I understand your problems. Hershey was a 6:42am girl and Gus was a 6:00am boy. they were up early and needed to go out, wanted to play, and were generally ready for the day to begin. They did outgrow this. how old is your pup? If it has to go out, then try going out and then back to the crate with a treat and see if you can get some more sleep. We had to do that with Gus for a while. He sleeps in until about 7 now, at 5 months old.
Hmmmm, do you want her to sleep on your bed? If so, then no problem...but if you are trying to get her to sleep through then night in her crate dont' give in to the whine. If you do get her out, let her potty and then back into the crate. We drop a treat in the crate every time the pup goes in so they think it is great fun. Sometimes we even hid the treats so they have a hunt...they love it. The crate becomes their place.
But...we DO let our dogs on the bed and we start early. We've never had a potty problem on the bed and we know if the pup stirs it is time to go out.
Here is a nice link for crate training: http://www.inch.com/~dogs/cratetraining.html
We had trouble crate training. Tegan was neutered by the breeder at 8 weeks old before she came to us and the vet thinks the lazer may have nicked her bladder and she often peed in the crate, so we had to give up on that. Instead we play pen trained and she now sleeps in her play pen on a cushion but she too wakes up really early for a potty outing. Often at 3:00 or 4:00 a.m. Usually if it's earlier than 4:00 a.m. she will settle back in her pen but any later than that and she whines. My husband cannot ignore her and yells at her "enough Tegan" she quietens for a few minutes then whines again. I have told him to not say anything because even speaking is giving her attention but he can't help himself.

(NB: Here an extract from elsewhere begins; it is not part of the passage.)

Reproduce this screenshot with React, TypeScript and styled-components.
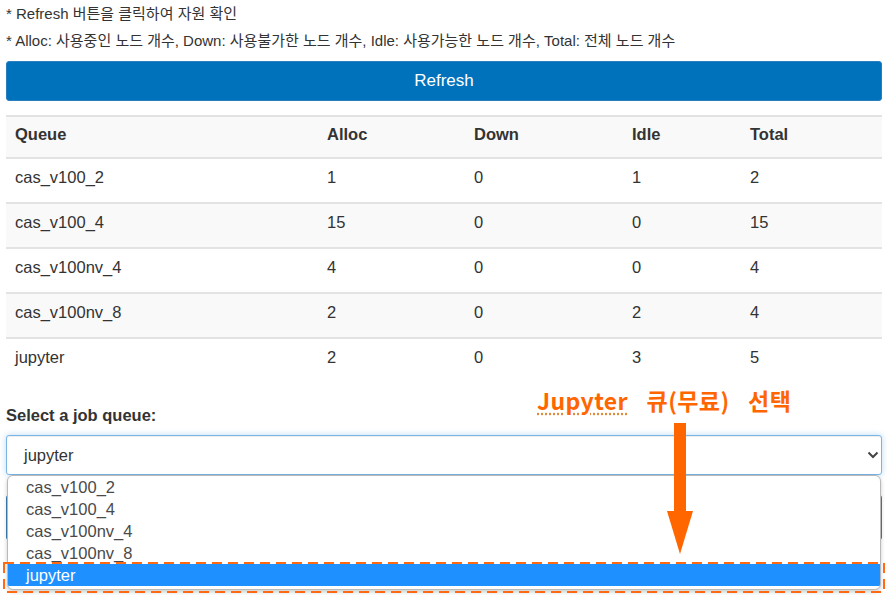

If it's 4:00 a.m. or later, we give in and put her on the bed after an outing rather than listen to the whining, this way we know we can get back to sleep. She will only sleep until around 7:30 a.m. anyway, even when on the bed. But she does always start out in her pen. During the initial crate training, she always woke up at 5:30 - 6:00 and started to scratch like crazy in the crate until we got up.
I'm just afraid she will expect to be on the bed earlier and earlier. I wouldn't mind, but we also share the bed with 2 cats, so it gets a little crowded - ha ha ha.
Just mimicking what others have said, if you want her to sleep in the crate, just be consistent until she gets used to it. Don't give in to the whining. When we first got Ginny at 6 months of age, she did that for about 7 - 14 days before she settled in and slept through the night in her crate. Some sleepless nights for us with pillows over our heads, but it worked out. Interestingly enough my twin girls did that for about a year as well. Ginny only took about 2 weeks to sleep through the night. They took a year :wink:
-Ginny wants to go to her crate at about 8 pm - 9 pm. If we want to sleep in, we make sure its more like 9 pm so she will hang out in her crate until about 8 am the next morning.
-Make sure she goes out to potty before going to bed.
-Don't give in to her crying! (unless she's having potty or digestive issues of course)
Thinking back its amazing how similar this is to raising toddlers.
thanks for the replies , Soeli is 9 weeks old and last night she woke me up in her crate ( which is in the dining room) at 2.30 a.m and went to the toilet and I sat up for 20 mins till she went all sleepy and I put her back in the crate and she slept till 6 .00 a.m I don't know if she cried any other time as I felt so ill yesterday from lack of sleep that I probably slept through lol .I feel bright eyed and bushy tailed again today
At 9 weeks, Pixie was waking me up every couple of hours, too. I'm not sure when you got Soeli, but we got Pixie at 8 weeks, and for the first week I slept on the couch with her crate on the ottoman right next to me, so my face was less than a foot from the crate. Then I put the crate in our room, but on the ottoman so she could see us in the bed, then just on a cushion, and finally on the floor. That process really helped her get comfortable being in the crate at night.
Also, for probably at least a month I would get up at least a couple of times a night to take her out, whenever she cried. At night I pick her up from the crate and carry her to the door, and then carry her back to the crate. I don't talk to her or pet her. I think all that helps her understand that getting out of her crate in the middle of the night is different than in the morning, when we get up. She's about 20 weeks now, and I've only had to get up with her in the middle of the night once in probably at least a month.
It sounds like keeping her in the crate is really helping. The only good thing I have to say about all this is, the midnight wakings end a lot sooner with a puppy than they do with a baby!